Member of the Legislative Assembly of Manitoba
- In office 1922–1927

Personal details
- Born: August 26, 1877 Underwood, Ontario, Canada
- Died: July 16, 1966 (aged 88) Vancouver, British Columbia, Canada
- Party: Conservative (before 1922) Progressive (after 1922)
- Education: University of Manitoba (AB, LLB)

= Richard Craig (politician) =

Canadian lawyer and politician (1877–1966)

Richard W. Craig (August 26, 1877 – July 16, 1966) was a Canadian lawyer and politician who served in the Legislative Assembly of Manitoba from 1922 to 1927. For part of this time he served as a cabinet minister in the government of John Bracken.

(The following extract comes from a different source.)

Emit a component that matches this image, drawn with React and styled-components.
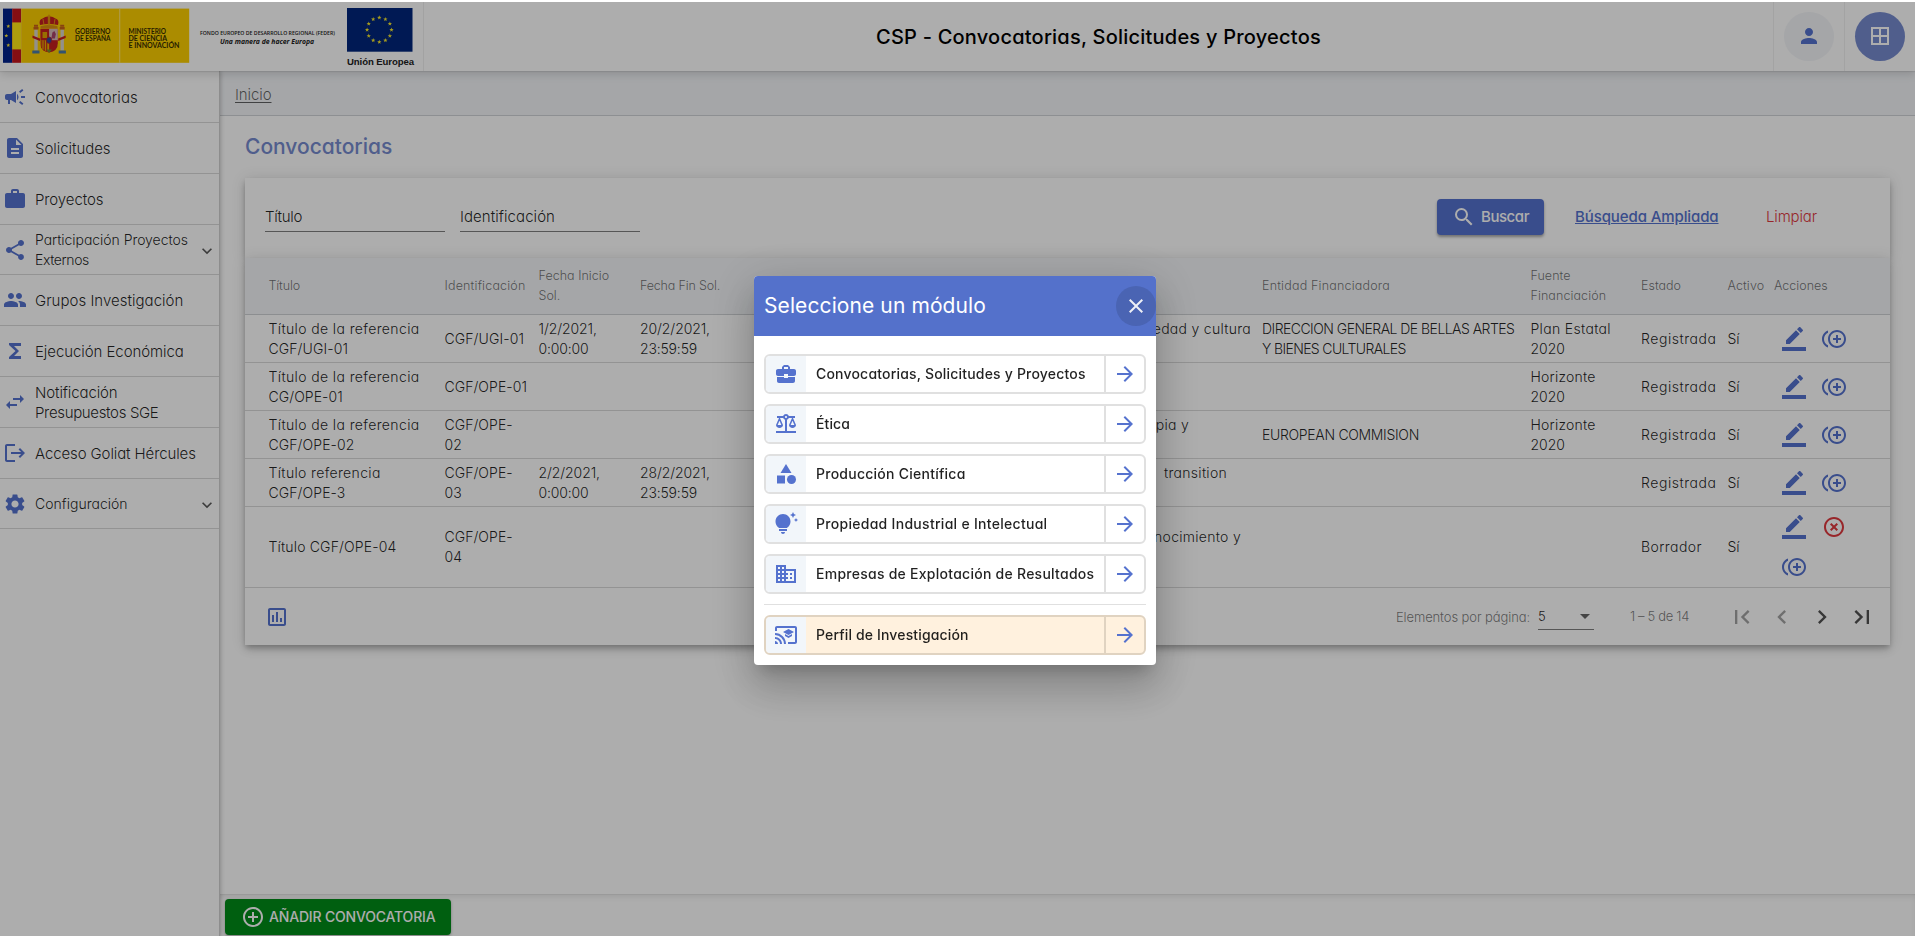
import React from 'react';
import styled, { createGlobalStyle, css } from 'styled-components';
import {
  MdCampaign, MdDescription, MdWork, MdShare, MdPeople, MdFunctions, MdSwapHoriz, MdLogout,
  MdSettings, MdExpandMore, MdSearch, MdControlPoint, MdControlPointDuplicate, MdHighlightOff,
  MdOutlineInsertChart, MdFirstPage, MdLastPage, MdChevronLeft, MdChevronRight, MdArrowDropDown,
  MdArrowForward, MdBusinessCenter, MdBalance, MdCategory, MdTipsAndUpdates, MdBusiness,
  MdCastForEducation, MdClose, MdPerson, MdBorderAll,
} from 'react-icons/md';

const blue = '#5572ce';
const line = '#d9d9d9';
const tint = '#f3f5f8';

const GlobalStyle = createGlobalStyle`
  * { box-sizing: border-box; }
  body {
    margin: 0;
    background: #fff;
    font-family: Inter, "Open Sans", sans-serif;
    font-feature-settings: "cv11";
    font-weight: 300;
    font-size: 14px;
    line-height: 20px;
    color: rgba(0, 0, 0, 0.87);
    overflow: hidden;
  }
  svg { display: block; flex: none; }
`;

const Txt = styled.span`
  letter-spacing: ${(p) => p.$ls || 0}px;
  white-space: nowrap;
`;

/* ---------- shell ---------- */
const Shell = styled.div`
  display: flex;
  flex-direction: column;
  height: 936px;
`;
const Header = styled.header`
  position: relative;
  z-index: 3;
  flex: none;
  display: flex;
  height: 71px;
  background: #fff;
  border-top: 2px solid #fff;
  box-shadow: 0 1px 1px rgba(0, 0, 0, 0.08), 0 4px 8px rgba(0, 0, 0, 0.12);
`;
const Logos = styled.div`
  display: flex;
  align-items: flex-start;
  width: 424px;
  padding: 6px 0 0 3px;
  border-right: 1px solid #efefef;
`;
const AppTitle = styled.h1`
  flex: 1;
  margin: 0;
  padding-left: 452px;
  align-self: center;
  font-size: 20px;
  font-weight: 500;
  line-height: 30px;
  color: #000;
`;
const HeaderSlot = styled.div`
  display: flex;
  align-items: center;
  justify-content: center;
  width: 71px;
  padding-bottom: 1px;
  border-left: 1px solid #f0f0f0;
`;
const RoundButton = styled.div`
  display: flex;
  align-items: center;
  justify-content: center;
  width: 50px;
  height: 49px;
  border-radius: 50%;
  background: ${(p) => (p.$solid ? '#768bcf' : tint)};
  color: ${(p) => (p.$solid ? '#fff' : blue)};
`;
const Body = styled.div`
  flex: 1;
  display: flex;
  min-height: 0;
`;

/* ---------- logos ---------- */
const Feder = styled.div`
  flex: none;
  width: 157px;
  padding: 21px 0 0 10px;
  font-family: "Open Sans", sans-serif;
  color: #222;
`;
const FederTop = styled.div`
  font-size: 5.2px;
  font-weight: 600;
  line-height: 9px;
  white-space: nowrap;
`;
const FederBottom = styled.div`
  padding-left: 20px;
  font-size: 6.85px;
  font-style: italic;
  font-weight: 700;
  line-height: 7px;
  white-space: nowrap;
`;
const EuBlock = styled.div`
  flex: none;
  width: 66px;
`;
const EuName = styled.div`
  padding-top: 3px;
  font-family: "Liberation Sans", Arial, sans-serif;
  font-size: 9.6px;
  font-weight: 700;
  line-height: 13px;
  letter-spacing: -0.1px;
  color: #222;
  white-space: nowrap;
`;

/* ---------- sidebar ---------- */
const Sidebar = styled.nav`
  position: relative;
  z-index: 2;
  flex: none;
  width: 220px;
  padding-top: 1px;
  background: #fff;
  border-right: 1px solid #d0d0d0;
  box-shadow: 1px 0 4px rgba(0, 0, 0, 0.2);
`;
const NavItem = styled.div`
  display: flex;
  align-items: center;
  gap: 8px;
  height: ${(p) => p.$h}px;
  padding-left: 3px;
  border-bottom: 1px solid ${line};
  font-size: ${(p) => (p.$small ? 14 : 15)}px;
  svg:first-child { color: ${blue}; }
`;
const NavLabel = styled.span`
  flex: 1;
  display: flex;
  flex-direction: column;
  padding-top: 1px;
`;
const Caret = styled(MdExpandMore)`
  width: 20px;
  height: 20px;
  margin: 3px 2px 0 0;
  color: rgba(0, 0, 0, 0.65);
`;

/* ---------- main ---------- */
const Main = styled.main`
  flex: 1;
  display: flex;
  flex-direction: column;
  min-width: 0;
`;
const Breadcrumb = styled.div`
  height: 45px;
  padding: 14px 15px 0;
  background: ${tint};
  border-bottom: 1px solid #d0d3d7;
  font-size: 15px;
  color: rgba(0, 0, 0, 0.6);
  text-decoration: underline;
  text-underline-offset: 2px;
`;
const Content = styled.section`
  flex: 1;
  padding: 16px 25px 0;
`;
const Heading = styled.h2`
  margin: 0 0 16px;
  font-size: 21px;
  font-weight: 500;
  line-height: 30px;
  color: #768bcf;
`;
const cardShadow = css`
  box-shadow: 0 3px 5px -1px rgba(0, 0, 0, 0.2), 0 5px 8px rgba(0, 0, 0, 0.13), 0 1px 14px rgba(0, 0, 0, 0.12);
`;
const SearchCard = styled.div`
  display: flex;
  align-items: flex-start;
  height: 80px;
  padding: 21px 20px 0;
  background: #fff;
  ${cardShadow}
`;
const Field = styled.div`
  width: 180px;
  height: 33px;
  margin-right: 15px;
  padding-top: 8px;
  border-bottom: 1px solid rgba(0, 0, 0, 0.5);
  font-size: 15px;
`;
const Spacer = styled.div`
  flex: 1;
`;
const SearchButton = styled.div`
  display: flex;
  align-items: center;
  gap: 5px;
  width: 107px;
  height: 36px;
  padding-left: 15px;
  border-radius: 4px;
  background: ${blue};
  color: #fff;
  font-size: 15px;
  font-weight: 500;
  box-shadow: 0 2px 3px rgba(0, 0, 0, 0.35);
`;
const AdvancedLink = styled.div`
  width: 222px;
  padding: 8px 0 0 31px;
  font-size: 15px;
  font-weight: 500;
  color: ${blue};
  text-decoration: underline;
`;
const ClearLink = styled.div`
  width: 104px;
  padding-top: 8px;
  font-size: 15px;
  color: #e0393e;
`;

/* ---------- table ---------- */
const TableCard = styled.div`
  position: relative;
  background: #fff;
  ${cardShadow}
`;
const Row = styled.div`
  display: grid;
  grid-template-columns: 176px 94px 101.5px 100px 522px 268.5px 110.5px 86.5px 46.5px 1fr;
  align-items: center;
  height: ${(p) => p.$h}px;
  padding-left: 23.5px;
  border-bottom: 1px solid ${line};
  ${(p) => p.$head && css`
    background: ${tint};
    font-size: 12.5px;
    color: rgba(0, 0, 0, 0.56);
    border-bottom-color: #ced1d4;
  `}
`;
const Cell = styled.div`
  display: flex;
  flex-direction: column;
  align-items: flex-start;
`;
const TopicCell = styled.div`
  display: flex;
  justify-content: flex-end;
  height: 40px;
  padding-right: ${(p) => 11 + (p.$shift || 0)}px;
`;
const Actions = styled.div`
  display: flex;
  flex-wrap: wrap;
  width: 80px;
`;
const ActionButton = styled.div`
  display: flex;
  align-items: center;
  justify-content: center;
  width: 40px;
  height: 40px;
  color: ${(p) => (p.$danger ? '#e0393e' : blue)};
`;
const Footer = styled.div`
  display: flex;
  align-items: center;
  height: 57px;
  padding-left: 20px;
  padding-right: 8px;
  font-size: 13px;
  color: rgba(0, 0, 0, 0.54);
`;
const ChartIcon = styled(MdOutlineInsertChart)`
  color: ${blue};
`;
const PageSize = styled.div`
  display: flex;
  align-items: center;
  width: 56px;
  height: 27px;
  margin: 0 36px 0 8px;
  border-bottom: 1px solid rgba(0, 0, 0, 0.5);
  color: rgba(0, 0, 0, 0.87);
  svg { margin-left: auto; margin-right: -3px; color: rgba(0, 0, 0, 0.6); }
`;
const Range = styled.div`
  width: 92px;
  padding-bottom: 2px;
`;
const PageButton = styled.div`
  display: flex;
  align-items: center;
  justify-content: center;
  width: 40px;
  height: 40px;
  color: rgba(0, 0, 0, ${(p) => (p.$off ? 0.36 : 0.68)});
`;
const BottomBar = styled.div`
  height: 42px;
  padding: 5px 0 0 5px;
  box-shadow: inset 0 1px 1px rgba(0, 0, 0, 0.05), inset 0 4px 6px -2px rgba(0, 0, 0, 0.1);
`;
const AddButton = styled.div`
  display: flex;
  align-items: center;
  gap: 4px;
  width: 226px;
  height: 36px;
  padding-left: 16px;
  border-radius: 4px;
  background: #008c19;
  color: #fff;
  font-weight: 500;
  box-shadow: 0 1px 3px rgba(0, 0, 0, 0.3);
`;

/* ---------- dialog ---------- */
const Backdrop = styled.div`
  position: fixed;
  inset: 2px 0 0;
  z-index: 10;
  display: flex;
  justify-content: center;
  align-items: flex-start;
  padding: 274px 5px 0 0;
  background: rgba(0, 0, 0, 0.32);
`;
const Dialog = styled.div`
  width: 402px;
  height: 389px;
  border-radius: 4px;
  background: #fff;
  overflow: hidden;
  box-shadow: 0 11px 15px -7px rgba(0, 0, 0, 0.2), 0 24px 38px 3px rgba(0, 0, 0, 0.14),
    0 9px 46px 8px rgba(0, 0, 0, 0.12);
`;
const DialogHead = styled.div`
  display: flex;
  align-items: center;
  justify-content: space-between;
  height: 60px;
  padding-left: 10px;
  background: #5471cb;
  color: #fff;
  font-size: 21px;
  font-weight: 400;
`;
const CloseButton = styled.div`
  display: flex;
  align-items: center;
  justify-content: center;
  width: 40px;
  height: 40px;
  border-radius: 50%;
  background: #4a64b3;
  color: #eef0f6;
`;
const DialogList = styled.div`
  display: flex;
  flex-direction: column;
  gap: 10px;
  padding: 18px 10px 0;
`;
const Divider = styled.div`
  height: 1px;
  background: #e0e0e0;
`;
const edge = (p) => (p.$warm ? '#e0d3c1' : '#e0e0e0');
const Module = styled.div`
  display: flex;
  height: 40px;
  border: 2px solid ${edge};
  border-radius: 6px;
  background: ${(p) => (p.$warm ? '#fff1de' : '#fff')};
  overflow: hidden;
  font-weight: 450;
`;
const ModuleIcon = styled.div`
  display: flex;
  align-items: center;
  justify-content: center;
  width: 40px;
  background: #f2f6fa;
  color: ${blue};
`;
const ModuleName = styled.div`
  flex: 1;
  padding: 8px 0 0 10px;
`;
const ModuleArrow = styled.div`
  display: flex;
  align-items: center;
  justify-content: center;
  width: 40px;
  border-left: 2px solid ${edge};
  color: ${blue};
`;

const nav = [
  { icon: MdCampaign, h: 51, lines: [['Convocatorias', 0.08]] },
  { icon: MdDescription, h: 51, lines: [['Solicitudes', -0.05]] },
  { icon: MdWork, h: 51, lines: [['Proyectos', -0.1]] },
  { icon: MdShare, h: 50, small: true, caret: true, lines: [['Participación Proyectos', -0.05], ['Externos', -0.4]] },
  { icon: MdPeople, h: 51, lines: [['Grupos Investigación', 0.02]] },
  { icon: MdFunctions, h: 51, lines: [['Ejecución Económica', -0.07]] },
  { icon: MdSwapHoriz, h: 51, lines: [['Notificación', -0.12], ['Presupuestos SGE', -0.34]] },
  { icon: MdLogout, h: 51, lines: [['Acceso Goliat Hércules', -0.11]] },
  { icon: MdSettings, h: 50, small: true, caret: true, lines: [['Configuración', 0.02]] },
];

const heads = [
  [['Título', -0.13]],
  [['Identificación', 0.18]],
  [['Fecha Inicio', 0.03], ['Sol.', 0]],
  [['Fecha Fin Sol.', -0.17]],
  [],
  [['Entidad Financiadora', 0.19]],
  [['Fuente', 0.03], ['Financiación', 0.08]],
  [['Estado', 0]],
  [['Activo', 0.1]],
  [['Acciones', 0]],
];

const rows = [
  {
    h: 48,
    title: [['Título de la referencia', 0.38], ['CGF/UGI-01', 0.1]],
    id: [['CGF/UGI-01', 0.1]],
    start: [['1/2/2021,', -0.09], ['0:00:00', -0.18]],
    end: [['20/2/2021,', -0.09], ['23:59:59', -0.18]],
    topic: 'Sociedad y cultura',
    org: [['DIRECCION GENERAL DE BELLAS ARTES', -0.54], ['Y BIENES CULTURALES', -0.64]],
    source: [['Plan Estatal', 0.33], ['2020', 0]],
  },
  {
    h: 48,
    title: [['Título de la referencia', 0.38], ['CG/OPE-01', 0.06]],
    id: [['CGF/OPE-01', 0.06]],
    source: [['Horizonte', 0.22], ['2020', 0]],
  },
  {
    h: 48,
    title: [['Título de la referencia', 0.38], ['CGF/OPE-02', 0.1]],
    id: [['CGF/OPE-', 0.06], ['02', 0]],
    topic: 'terapia y',
    shift: 62,
    org: [['EUROPEAN COMMISION', -0.32]],
    source: [['Horizonte', 0.22], ['2020', 0]],
  },
  {
    h: 48,
    title: [['Título referencia', 0.35], ['CGF/OPE-3', 0.1]],
    id: [['CGF/OPE-', 0.06], ['03', 0]],
    start: [['2/2/2021,', -0.09], ['0:00:00', -0.18]],
    end: [['28/2/2021,', -0.09], ['23:59:59', -0.18]],
    topic: 'transition',
    shift: 24,
  },
  {
    h: 81,
    title: [['Título CGF/OPE-04', 0.16]],
    id: [['CGF/OPE-', 0.06], ['04', 0]],
    topic: 'conocimiento y',
    shift: 10,
    draft: true,
  },
];

const modules = [
  { icon: MdBusinessCenter, name: 'Convocatorias, Solicitudes y Proyectos', ls: 0.19 },
  { icon: MdBalance, name: 'Ética', ls: 0.1 },
  { icon: MdCategory, name: 'Producción Científica', ls: 0.25 },
  { icon: MdTipsAndUpdates, name: 'Propiedad Industrial e Intelectual', ls: 0.29 },
  { icon: MdBusiness, name: 'Empresas de Explotación de Resultados', ls: 0.26 },
];

function Lines({ of = [] }) {
  return of.map(([text, ls], i) => <Txt key={i} $ls={ls}>{text}</Txt>);
}

function EditIcon() {
  return (
    <svg width="24" height="24" viewBox="0 0 24 24" fill="currentColor">
      <path d="M17.75 7L14 3.25l-10 10V17h3.75l10-10zm2.96-2.96c.39-.39.39-1.02 0-1.41L18.37.29c-.39-.39-1.02-.39-1.41 0L15 2.25 18.75 6l1.96-1.96z" />
      <path d="M0 20h24v4H0z" />
    </svg>
  );
}

function GovernmentLogo() {
  return (
    <svg width="187" height="55" viewBox="0 0 187 55">
      <rect x="0" y="0.6" width="9.4" height="54.2" fill="#00218b" />
      <g fill="#ffe83a">
        <path d="M5.3 16.2l.55 1.3 1.4.1-1.1.9.35 1.35-1.2-.7-1.2.7.35-1.35-1.1-.9 1.4-.1z" />
        <path d="M3.3 25.7l.55 1.3 1.4.1-1.1.9.35 1.35-1.2-.7-1.2.7.35-1.35-1.1-.9 1.4-.1z" />
        <path d="M5.3 35.2l.55 1.3 1.4.1-1.1.9.35 1.35-1.2-.7-1.2.7.35-1.35-1.1-.9 1.4-.1z" />
      </g>
      <rect x="9.2" y="0.6" width="9" height="54.2" fill="#c5161d" />
      <rect x="9.2" y="14.4" width="9" height="27" fill="#ffe714" />
      <rect x="18.2" y="0.6" width="168" height="54.2" fill="#fdcf00" />
      <rect x="116.3" y="0.6" width="0.9" height="54.2" fill="#ffe98a" />
      {/* coat of arms */}
      <g>
        <path d="M37 17q-1.6-5.5 2.6-6.6q2-2 6.4-2.2q4.4.2 6.4 2.2q4.2 1.1 2.6 6.6q-9-2-18 0z" fill="#c4201f" />
        <path d="M37.5 18.2q8.5-2.6 17 0v2h-17z" fill="#d98e12" />
        <path d="M45.3 7h1.4v10h-1.4zM40 11l1 6M52 11l-1 6" fill="#d98e12" stroke="#e8a30c" strokeWidth=".8" />
        <path d="M37.4 20.8h17.4v14.5q0 8-8.7 9.2q-8.7-1.2-8.7-9.2z" fill="#c4201f" />
        <path d="M46.1 20.8h8.7v11.4h-8.7z" fill="#d8bcb8" />
        <path d="M48.4 30.5l1-6 2-1.5 1.5 3-1 4.5z" fill="#a8446a" />
        <path d="M39.5 24h4.6v6h-4.6z" fill="#e0a200" />
        <path d="M37.4 32.2h8.7v11.6q-8.7-1.4-8.7-8.6z" fill="#e8b000" />
        <path d="M38.8 32.2v8M41.2 32.2v10.5M43.7 32.2v11" stroke="#c4201f" strokeWidth="1.1" />
        <ellipse cx="46.1" cy="32.2" rx="2.7" ry="3.2" fill="#2d4598" stroke="#c4201f" strokeWidth=".8" />
        <path d="M43.3 41.5h5.6l-2.8 3.5z" fill="#6f8f2d" />
        <path d="M31.3 21.5h3.4v21h-3.4zM57.5 21.5h3.4v21h-3.4z" fill="#d9d5cd" />
        <path d="M30.5 19h5v2.5h-5zM56.7 19h5v2.5h-5zM31 16.8h4v2h-4zM57.2 16.8h4v2h-4z" fill="#c9631a" />
        <path d="M29.5 27.5l7.5 3v2.5l-7.5-3zM62.7 27.5l-7.5 3v2.5l7.5-3z" fill="#c4201f" />
        <path d="M29.3 42.5h7.2v3h-7.2zM55.7 42.5h7.2v3h-7.2z" fill="#4a7ba6" />
      </g>
      <g fontFamily="Lato, sans-serif" fontWeight="700" fontSize="6.5" fill="#3a2f00">
        <text x="72" y="25.9" textLength="35.5" lengthAdjust="spacingAndGlyphs">GOBIERNO</text>
        <text x="72" y="33" textLength="35.5" lengthAdjust="spacingAndGlyphs">DE ESPAÑA</text>
        <text x="125.5" y="25.9" textLength="37.5" lengthAdjust="spacingAndGlyphs">MINISTERIO</text>
        <text x="125.5" y="33" textLength="38.5" lengthAdjust="spacingAndGlyphs">DE CIENCIA</text>
        <text x="125.5" y="40.1" textLength="51" lengthAdjust="spacingAndGlyphs">E INNOVACIÓN</text>
      </g>
    </svg>
  );
}

function EuFlag() {
  const stars = Array.from({ length: 12 }, (_, i) => {
    const a = (i * Math.PI) / 6;
    const cx = 32.3 + 12.2 * Math.sin(a);
    const cy = 21.8 - 12.2 * Math.cos(a);
    return Array.from({ length: 10 }, (_, k) => {
      const r = k % 2 ? 0.95 : 2.3;
      const b = (k * Math.PI) / 5;
      return `${(cx + r * Math.sin(b)).toFixed(2)},${(cy - r * Math.cos(b)).toFixed(2)}`;
    }).join(' ');
  });
  return (
    <svg width="66" height="44" viewBox="0 0 66 44">
      <rect x="0" y="0" width="65.5" height="43.7" fill="#00257c" />
      {stars.map((points, i) => <polygon key={i} points={points} fill="#f5e62c" />)}
    </svg>
  );
}

function ModuleLink({ icon: Icon, name, ls, warm }) {
  return (
    <Module $warm={warm}>
      <ModuleIcon><Icon size={24} /></ModuleIcon>
      <ModuleName><Txt $ls={ls}>{name}</Txt></ModuleName>
      <ModuleArrow $warm={warm}><MdArrowForward size={24} /></ModuleArrow>
    </Module>
  );
}

export default function App() {
  return (
    <>
      <GlobalStyle />
      <Shell>
        <Header>
          <Logos>
            <GovernmentLogo />
            <Feder>
              <FederTop>FONDO EUROPEO DE DESARROLLO REGIONAL (FEDER)</FederTop>
              <FederBottom>Una manera de hacer Europa</FederBottom>
            </Feder>
            <EuBlock>
              <EuFlag />
              <EuName>Unión Europea</EuName>
            </EuBlock>
          </Logos>
          <AppTitle><Txt $ls={0.22}>CSP - Convocatorias, Solicitudes y Proyectos</Txt></AppTitle>
          <HeaderSlot><RoundButton><MdPerson size={24} /></RoundButton></HeaderSlot>
          <HeaderSlot><RoundButton $solid><MdBorderAll size={24} /></RoundButton></HeaderSlot>
        </Header>
        <Body>
          <Sidebar>
            {nav.map(({ icon: Icon, h, lines, small, caret }, i) => (
              <NavItem key={i} $h={h} $small={small}>
                <Icon size={24} />
                <NavLabel><Lines of={lines} /></NavLabel>
                {caret && <Caret />}
              </NavItem>
            ))}
          </Sidebar>
          <Main>
            <Breadcrumb><Txt $ls={-0.09}>Inicio</Txt></Breadcrumb>
            <Content>
              <Heading><Txt $ls={-0.02}>Convocatorias</Txt></Heading>
              <SearchCard>
                <Field><Txt $ls={-0.29}>Título</Txt></Field>
                <Field><Txt $ls={0.06}>Identificación</Txt></Field>
                <Spacer />
                <SearchButton><MdSearch size={24} /><Txt $ls={-0.45}>Buscar</Txt></SearchButton>
                <AdvancedLink><Txt $ls={-0.1}>Búsqueda Ampliada</Txt></AdvancedLink>
                <ClearLink><Txt $ls={-0.15}>Limpiar</Txt></ClearLink>
              </SearchCard>
              <TableCard>
                <Row $head $h={57}>
                  {heads.map((h, i) => <Cell key={i}><Lines of={h} /></Cell>)}
                </Row>
                {rows.map((r, i) => (
                  <Row key={i} $h={r.h}>
                    <Cell><Lines of={r.title} /></Cell>
                    <Cell><Lines of={r.id} /></Cell>
                    <Cell><Lines of={r.start} /></Cell>
                    <Cell><Lines of={r.end} /></Cell>
                    <TopicCell $shift={r.shift}><Txt $ls={0.28}>{r.topic}</Txt></TopicCell>
                    <Cell><Lines of={r.org} /></Cell>
                    <Cell><Lines of={r.source} /></Cell>
                    <Cell><Txt $ls={r.draft ? 0.43 : 0.55}>{r.draft ? 'Borrador' : 'Registrada'}</Txt></Cell>
                    <Cell>Sí</Cell>
                    <Actions>
                      <ActionButton><EditIcon /></ActionButton>
                      {r.draft && <ActionButton $danger><MdHighlightOff size={24} /></ActionButton>}
                      <ActionButton><MdControlPointDuplicate size={24} /></ActionButton>
                    </Actions>
                  </Row>
                ))}
                <Footer>
                  <ChartIcon size={24} />
                  <Spacer />
                  <Txt $ls={-0.1}>Elementos por página:</Txt>
                  <PageSize>5<MdArrowDropDown size={24} /></PageSize>
                  <Range><Txt $ls={-0.33}>1 – 5 de 14</Txt></Range>
                  <PageButton $off><MdFirstPage size={28} /></PageButton>
                  <PageButton $off><MdChevronLeft size={28} /></PageButton>
                  <PageButton><MdChevronRight size={28} /></PageButton>
                  <PageButton><MdLastPage size={28} /></PageButton>
                </Footer>
              </TableCard>
            </Content>
            <BottomBar>
              <AddButton><MdControlPoint size={24} /><Txt $ls={-0.18}>AÑADIR CONVOCATORIA</Txt></AddButton>
            </BottomBar>
          </Main>
        </Body>
      </Shell>
      <Backdrop>
        <Dialog>
          <DialogHead>
            <Txt $ls={0.1}>Seleccione un módulo</Txt>
            <CloseButton><MdClose size={24} /></CloseButton>
          </DialogHead>
          <DialogList>
            {modules.map((m) => <ModuleLink key={m.name} {...m} />)}
            <Divider />
            <ModuleLink icon={MdCastForEducation} name="Perfil de Investigación" ls={0.15} warm />
          </DialogList>
        </Dialog>
      </Backdrop>
    </>
  );
}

== Early life and education ==
Craig was born in Underwood, Ontario, and was educated in Port Elgin and Winnipeg. He received a Bachelor of Arts degree in 1897 and an LL.B. degree in 1904, both from the University of Manitoba. Craig was called to the Manitoba bar the following year.

== Career ==
He worked as a barrister-at-law, and was appointed to the bench of the Law Society of Manitoba in 1916. From 1912 to 1916, he was Crown Prosecutor for the city of Winnipeg. In 1916, he was named King's Counsel. Craig also served as chair of the Winnipeg School Board, the Social Service Council of Canada, and the Winnipeg Canadian Club.

Craig was initially Conservative, and endorsed the Manitoba Conservative Party in the 1915 election on the grounds that it was more supportive of higher education than was the Manitoba Liberal Party. He later left the Conservatives, and was elected to Manitoba's legislature in the 1922 provincial election as a candidate of the newly formed Progressive Association in Winnipeg. During this period, Winnipeg was a single constituency which elected ten members via a single transferable ballot. Despite finishing twelfth in the count of first preferences and being in the middle of the pack for much of the counting process, his voting totals stayed solid till the end when he was declared elected. Eight Progressive candidates ran in Winnipeg, but Craig was the only one elected.

Winnipeg's Progressive MLA aligned with the United Farmers of Manitoba (UFM), which swept the rural constituencies to emerge as the largest party in the legislature. The Progressive party was a force in federal politics at this time and the UFM took the name the Progressive, when it formed government. As the government's only Winnipeg representative, Craig was assured of a cabinet position. He was appointed as the province's Attorney General on August 8, 1922.

Craig emerged as Premier John Bracken's most trusted confidante during the parliament that followed, and became known as the government's strongest voice in the legislature. Like the premier, Craig believed that Manitoba should be governed in a non-partisan, efficient and business-like manner. On January 12, 1925, he was given a secondary portfolio of Minister of Telephones and Telegraphs.

Although a successful minister and a young man, Craig chose to retire from the legislature after only a single term. He resumed his practice as a lawyer, and provided legal services for Bracken's ministry in 1929.

== Personal life ==
Craig was married to Marguerite Maud Hogg. He died in Victoria, British Columbia at the age of 88 in 1966.